血液が脚に滞って起こる下肢静脈瘤。見た目の悪さから皮膚の異常と思われがちだが、実は血管の病気だ。血流不全でむくみなどのつらい症状を伴うことも多いこの病気、コロナ禍の運動不足、水の飲みすぎなどが影響する可能性がわかってきた。専門家に話を聞いた。

下肢静脈瘤の原因と対策、治療法
【第1回】コロナ禍による生活変化が「下肢静脈瘤」のリスクに←今回はココ
【第2回】下肢静脈瘤の治療 レーザーやグルーなど多様に

Check! こんな人は注意!下肢静脈瘤のリスク&前兆
□ 親が下肢静脈瘤
□ 肥満
□ 出産経験がある
□ 立ちっぱなしでいることが多い
□ 脚のむくみ、だるさ、こむら返りがしばしばある
□ ひざの内側にぷくっとした膨らみがある
該当項目が多いほど要注意。重さやいきみなど、脚の静脈への圧が高くなることがリスクに。遺伝的要因も強い。ひざの内側は皮膚が薄く柔らかいため初期の静脈瘤でも見つけやすい。

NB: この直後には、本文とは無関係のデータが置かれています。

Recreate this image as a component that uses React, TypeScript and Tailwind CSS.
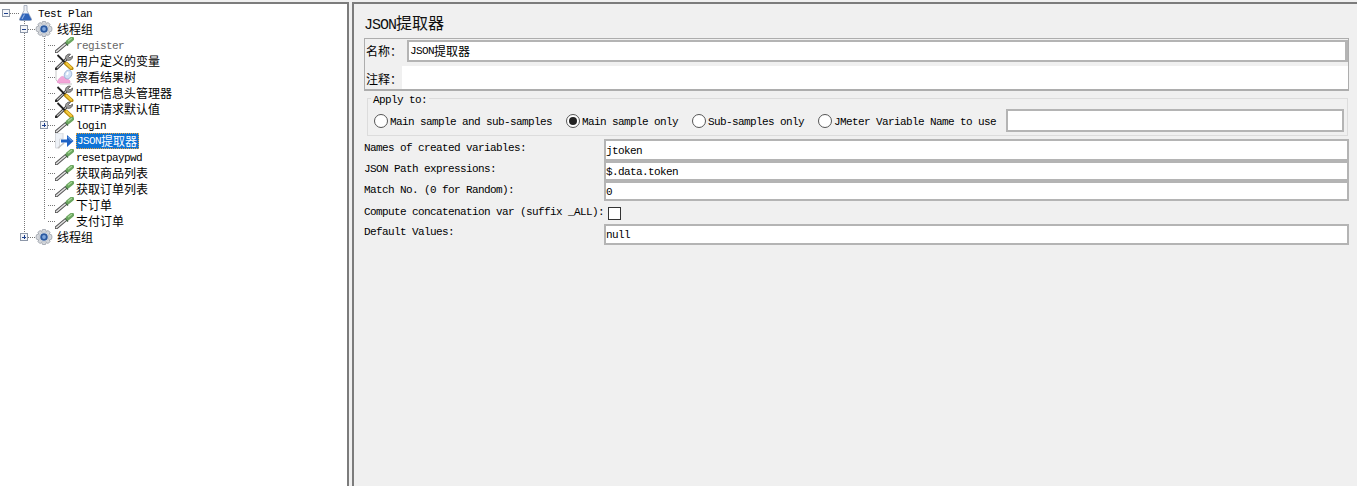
import React from "react";

// tiny tree icons, drawn to match the JMeter ones
const Pipette = () => (
  <svg width="19" height="16" viewBox="0 0 19 16" className="shrink-0">
    <path d="M1 15 L11 6.5" stroke="#555" strokeWidth="3.4" strokeLinecap="round" />
    <path d="M1.5 14.5 L11 6.5" stroke="#e2e2e2" strokeWidth="1.6" strokeLinecap="round" />
    <path d="M10.5 5.5 L13 8.5" stroke="#3f5f3f" strokeWidth="1.5" />
    <path d="M13 5 L17 1.8" stroke="#6aa55f" strokeWidth="4.4" strokeLinecap="round" />
    <path d="M13.5 3.8 L16.5 1.5" stroke="#a6d596" strokeWidth="1.3" strokeLinecap="round" />
  </svg>
);

const Tools = () => (
  <svg width="19" height="17" viewBox="0 0 19 17" className="shrink-0">
    <path d="M1 16 L12.5 5" stroke="#2a2a2a" strokeWidth="3" strokeLinecap="round" />
    <path d="M2 15 L12.5 5" stroke="#c4c4c4" strokeWidth="1.2" />
    <path d="M10.5 5.5 C10 2.5 13 0.5 15.5 1.2 L13.5 3.5 L15 5 L17.5 3 C18 6 15 8 12.5 7.2 Z" fill="#9a9a9a" stroke="#444" strokeWidth="0.7" />
    <path d="M2.5 2 L11 10.5" stroke="#222" strokeWidth="1.8" />
    <path d="M11 10.5 L16.5 15.5" stroke="#b88a10" strokeWidth="4" strokeLinecap="round" />
    <path d="M11.5 10.5 L16 14.8" stroke="#f6cb3a" strokeWidth="2.2" strokeLinecap="round" />
  </svg>
);

const Flask = () => (
  <svg width="13" height="16" viewBox="0 0 13 16" className="shrink-0">
    <path d="M5 0.5 H8 V5.5 L12.5 14 Q13 15.5 11.5 15.5 H1.5 Q0 15.5 0.5 14 L5 5.5 Z" fill="#eef1f6" stroke="#9aa3b5" strokeWidth="0.8" />
    <path d="M3.6 8.5 H9.4 L12.3 14.2 Q12.6 15.2 11.4 15.2 H1.6 Q0.4 15.2 0.7 14.2 Z" fill="#2f63b8" />
    <path d="M5.5 9.5 L3 14" stroke="#8fb2e8" strokeWidth="1.2" />
  </svg>
);

const Gear = () => (
  <svg width="18" height="16" viewBox="0 0 18 16" className="shrink-0">
    <path d="M7.5 0.5 H10.5 L11 2.4 L13 1.6 L15.2 3.4 L14.2 5 L16.5 5.8 L17 8 L16.5 10.2 L14.2 11 L15.2 12.6 L13 14.4 L11 13.6 L10.5 15.5 H7.5 L7 13.6 L5 14.4 L2.8 12.6 L3.8 11 L1.5 10.2 L1 8 L1.5 5.8 L3.8 5 L2.8 3.4 L5 1.6 L7 2.4 Z" fill="#d5d8dd" stroke="#9ba0a8" strokeWidth="0.8" />
    <circle cx="9" cy="8" r="4.8" fill="#f4f5f7" stroke="#a5abb4" strokeWidth="0.6" />
    <circle cx="9" cy="8" r="3.8" fill="#2c5aa0" />
    <circle cx="9" cy="8" r="1.9" fill="#7fa6dc" />
  </svg>
);

const ResultTree = () => (
  <svg width="19" height="16" viewBox="0 0 19 16" className="shrink-0">
    <path d="M1 1 L1 11 L5 15 H17" fill="none" stroke="#c8c8c8" strokeWidth="1" />
    <path d="M2 13 C4 9 7 6 9 8 C11 10 13 9 15 12 L15 14 H3 Z" fill="#f3a6d8" stroke="#e38cc8" strokeWidth="0.5" />
    <ellipse cx="13" cy="5.5" rx="3.6" ry="4.6" transform="rotate(25 13 5.5)" fill="#cfe0f5" stroke="#8fa9cf" strokeWidth="0.7" />
    <ellipse cx="12.4" cy="4.6" rx="1.1" ry="1.8" transform="rotate(25 12.4 4.6)" fill="#fff" />
  </svg>
);

const Extractor = () => (
  <svg width="19" height="16" viewBox="0 0 19 16" className="shrink-0">
    <path d="M0.5 0 H8 V6 H4.5 V15 H0.5 Z" fill="#eef2f7" stroke="#d6d9de" strokeWidth="1" />
    <path d="M3 15 L9 10" stroke="#c2c2c2" strokeWidth="1.6" />
    <path d="M6 6.5 H12 V2 L18.5 8 L12 14 V9.5 H6 Z" fill="#1f62c4" />
    <path d="M12.8 4 L16.5 8" stroke="#7fb0ec" strokeWidth="1" />
  </svg>
);

const icons = { pipette: Pipette, tools: Tools, flask: Flask, gear: Gear, result: ResultTree, extractor: Extractor };

// latin and chinese runs need different sizes to keep the 6px / 12px grid
const Mixed = ({ text }: { text: string }) => (
  <>
    {text.split(/([\u4e00-\u9fff：]+)/).filter(Boolean).map((run, i) =>
      /[\u4e00-\u9fff：]/.test(run) ? (
        <span key={i} className="font-['Noto_Sans_CJK_SC',sans-serif] text-[12px] leading-[16px] tracking-normal">{run}</span>
      ) : (
        <span key={i} className="font-['Liberation_Mono',monospace] text-[11px] leading-[16px] tracking-[-0.6px] whitespace-pre">{run}</span>
      )
    )}
  </>
);

const Expander = ({ open }: { open: boolean }) => (
  <span className="relative flex h-[8px] w-[8px] shrink-0 items-center justify-center border border-[#8d97a8] bg-[#f3f5f8]">
    <span className="h-px w-[4px] bg-[#1c3f8c]" />
    {!open && <span className="absolute h-[4px] w-px bg-[#1c3f8c]" />}
  </span>
);

interface RowProps {
  level: 0 | 1 | 2;
  icon: keyof typeof icons;
  label: string;
  expander?: "open" | "closed";
  selected?: boolean;
  gray?: boolean;
  latin?: boolean;
}

const TreeRow = ({ level, icon, label, expander, selected, gray, latin }: RowProps) => {
  const Icon = icons[icon];
  const indent = level === 0 ? "pl-[2px]" : level === 1 ? "pl-[20px]" : "pl-[40px]";
  const gapWidth = level === 0 ? "w-[9px]" : "w-[7px]";
  const labelGap = level === 0 ? "ml-[6px]" : level === 1 ? "ml-[4px]" : "ml-[2px]";
  return (
    <div className={`flex h-[16px] items-center ${indent}`}>
      {expander ? <Expander open={expander === "open"} /> : <span className="h-[8px] w-[8px] shrink-0" />}
      <span className={`h-0 ${gapWidth} shrink-0 border-t border-dotted border-[#777]`} />
      <Icon />
      {selected ? (
        <span className={`${labelGap} flex h-[16px] items-center border border-dotted border-[#e8a33d] bg-[#0f73d6] pr-[1px] text-white`}>
          <Mixed text={label} />
        </span>
      ) : (
        <span className={`${labelGap} flex h-[16px] items-center ${latin ? "pt-[2px]" : ""} ${gray ? "text-[#666]" : "text-black"}`}>
          <Mixed text={label} />
        </span>
      )}
    </div>
  );
};

const rows: RowProps[] = [
  { level: 0, icon: "flask", label: "Test Plan", expander: "open", latin: true },
  { level: 1, icon: "gear", label: "线程组", expander: "open" },
  { level: 2, icon: "pipette", label: "register", gray: true, latin: true },
  { level: 2, icon: "tools", label: "用户定义的变量" },
  { level: 2, icon: "result", label: "察看结果树" },
  { level: 2, icon: "tools", label: "HTTP信息头管理器" },
  { level: 2, icon: "tools", label: "HTTP请求默认值" },
  { level: 2, icon: "pipette", label: "login", expander: "closed", latin: true },
  { level: 2, icon: "extractor", label: "JSON提取器", selected: true },
  { level: 2, icon: "pipette", label: "resetpaypwd", latin: true },
  { level: 2, icon: "pipette", label: "获取商品列表" },
  { level: 2, icon: "pipette", label: "获取订单列表" },
  { level: 2, icon: "pipette", label: "下订单" },
  { level: 2, icon: "pipette", label: "支付订单" },
  { level: 1, icon: "gear", label: "线程组", expander: "closed" },
];

const Radio = ({ label, checked, className }: { label: string; checked?: boolean; className: string }) => (
  <label className={`flex items-center ${className}`}>
    <span className="flex h-[14px] w-[14px] shrink-0 items-center justify-center rounded-full border border-[#555] bg-white">
      {checked && <span className="h-[8px] w-[8px] rounded-full bg-[#222]" />}
    </span>
    <span className="ml-[2px] flex items-center pt-[2px]">
      <Mixed text={label} />
    </span>
  </label>
);

const Field = ({ value, className }: { value: string; className: string }) => (
  <div className={`flex items-center border-2 border-[#b4b4b4] bg-white text-black ${className}`}>
    <Mixed text={value} />
  </div>
);

const FormLabel = ({ text, className }: { text: string; className: string }) => (
  <div className={`flex items-start whitespace-nowrap ${className}`}>
    <Mixed text={text} />
  </div>
);

export default function App() {
  return (
    <div className="flex h-[486px] w-[1357px] overflow-hidden bg-[#f0f0f0] pt-[2px] text-black">
      {/* tree */}
      <div className="relative w-[349px] shrink-0 border-t-2 border-r-2 border-[#7c7c7c] bg-white pt-[1px]">
        <span className="absolute left-[24px] top-[17px] h-[213px] border-l border-dotted border-[#777]" />
        <span className="absolute left-[44px] top-[32px] h-[183px] border-l border-dotted border-[#777]" />
        <div className="relative">
          {rows.map((r, i) => (
            <TreeRow key={i} {...r} />
          ))}
        </div>
      </div>

      {/* form */}
      <div className="ml-[3px] flex-1 border-t-2 border-l-2 border-[#7c7c7c] pl-[10px] pr-[8px]">
        <div className="flex h-[34px] items-baseline pt-[8px] text-[#111]">
          <span className="font-['Liberation_Mono',monospace] text-[15px] leading-[20px] tracking-[-1px]">JSON</span>
          <span className="font-['Noto_Sans_CJK_SC',sans-serif] text-[16px] leading-[20px]">提取器</span>
        </div>

        <div className="flex h-[53px] flex-col border border-b-2 border-[#adadad]">
          <div className="flex h-[27px] items-start pl-[1px] pt-[1px]">
            <span className="flex h-[22px] w-[41px] shrink-0 items-center"><Mixed text="名称：" /></span>
            <Field value="JSON提取器" className="h-[22px] flex-1 border-r-[3px] pl-[1px]" />
          </div>
          <div className="flex flex-1 items-center pl-[1px]">
            <span className="flex w-[36px] shrink-0 items-center pt-[2px]"><Mixed text="注释：" /></span>
            <div className="h-full flex-1 bg-white" />
          </div>
        </div>

        <fieldset className="ml-[3px] mr-[1px] mt-[1px] h-[44px] border border-[#dcdcdc] pl-[6px] pr-[3px]">
          <legend className="-ml-[3px] flex h-[12px] items-start px-[2px]"><Mixed text="Apply to:" /></legend>
          <div className="mt-[5px] flex h-[23px] items-center">
            <Radio label="Main sample and sub-samples" className="w-[192px]" />
            <Radio label="Main sample only" checked className="w-[126px]" />
            <Radio label="Sub-samples only" className="w-[126px]" />
            <Radio label="JMeter Variable Name to use" className="w-[188px]" />
            <div className="h-[23px] flex-1 border-2 border-[#b4b4b4] bg-white" />
          </div>
        </fieldset>

        <div className="mt-[3px] grid grid-cols-[240px_1fr] auto-rows-min">
          <FormLabel text="Names of created variables:" className="h-[22px] pt-[1px]" />
          <Field value="jtoken" className="h-[22px] pt-[1px]" />
          <FormLabel text="JSON Path expressions:" className="h-[20px]" />
          <Field value="$.data.token" className="h-[20px] pt-[1px]" />
          <FormLabel text="Match No. (0 for Random):" className="h-[20px] pt-[1px]" />
          <Field value="0" className="h-[20px] pt-[1px]" />
          <FormLabel text="Compute concatenation var (suffix _ALL):" className="h-[23px] pt-[3px]" />
          <div className="flex h-[23px] items-center pl-[4px] pt-[2px]">
            <span className="h-[13px] w-[13px] border border-[#333] bg-white" />
          </div>
          <FormLabel text="Default Values:" className="h-[21px]" />
          <Field value="null" className="h-[21px]" />
        </div>
      </div>
    </div>
  );
}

血管が浮き出る下肢静脈瘤 原因は静脈弁の破損によるうっ血

 下肢静脈瘤とは、脚の皮膚に近い表在静脈で、血液の逆流を防ぐ弁が機能不全になるために血液がたまり(うっ血)、血管がコブ状に浮き出たり、皮膚表面に網目状やくもの巣状に血管が見えたりする疾患だ。むくみやだるさなどの不快な症状を起こすこともある。

逆流を防ぐ弁が壊れて静脈血が心臓に戻らず血管内にたまる
逆流を防ぐ弁が壊れて静脈血が心臓に戻らず血管内にたまる
正常な血管
正常な血管
静脈の中には、血液が心臓に戻るときだけ開く静脈弁があり、逆流を防いでいる。
静脈瘤のある血管
静脈瘤のある血管
弁が機能不全になると、血液が逆流し、たまって静脈が膨れ、皮膚表面に浮き出てくる。

 静脈にある弁は加齢で弱くなるが、加えて、立ちっぱなし、妊娠出産、肥満など、脚にかかる“圧力”が大きければそれだけ脚の静脈血が心臓に戻る際の抵抗が大きくなるため、発症リスクは高まる。また、「動脈血は心臓のポンプ機能で全身に押し出されるが、静脈血はふくらはぎの筋肉がその役割を担う」と、横浜血管クリニックの林忍院長。よって、運動不足もリスクになる。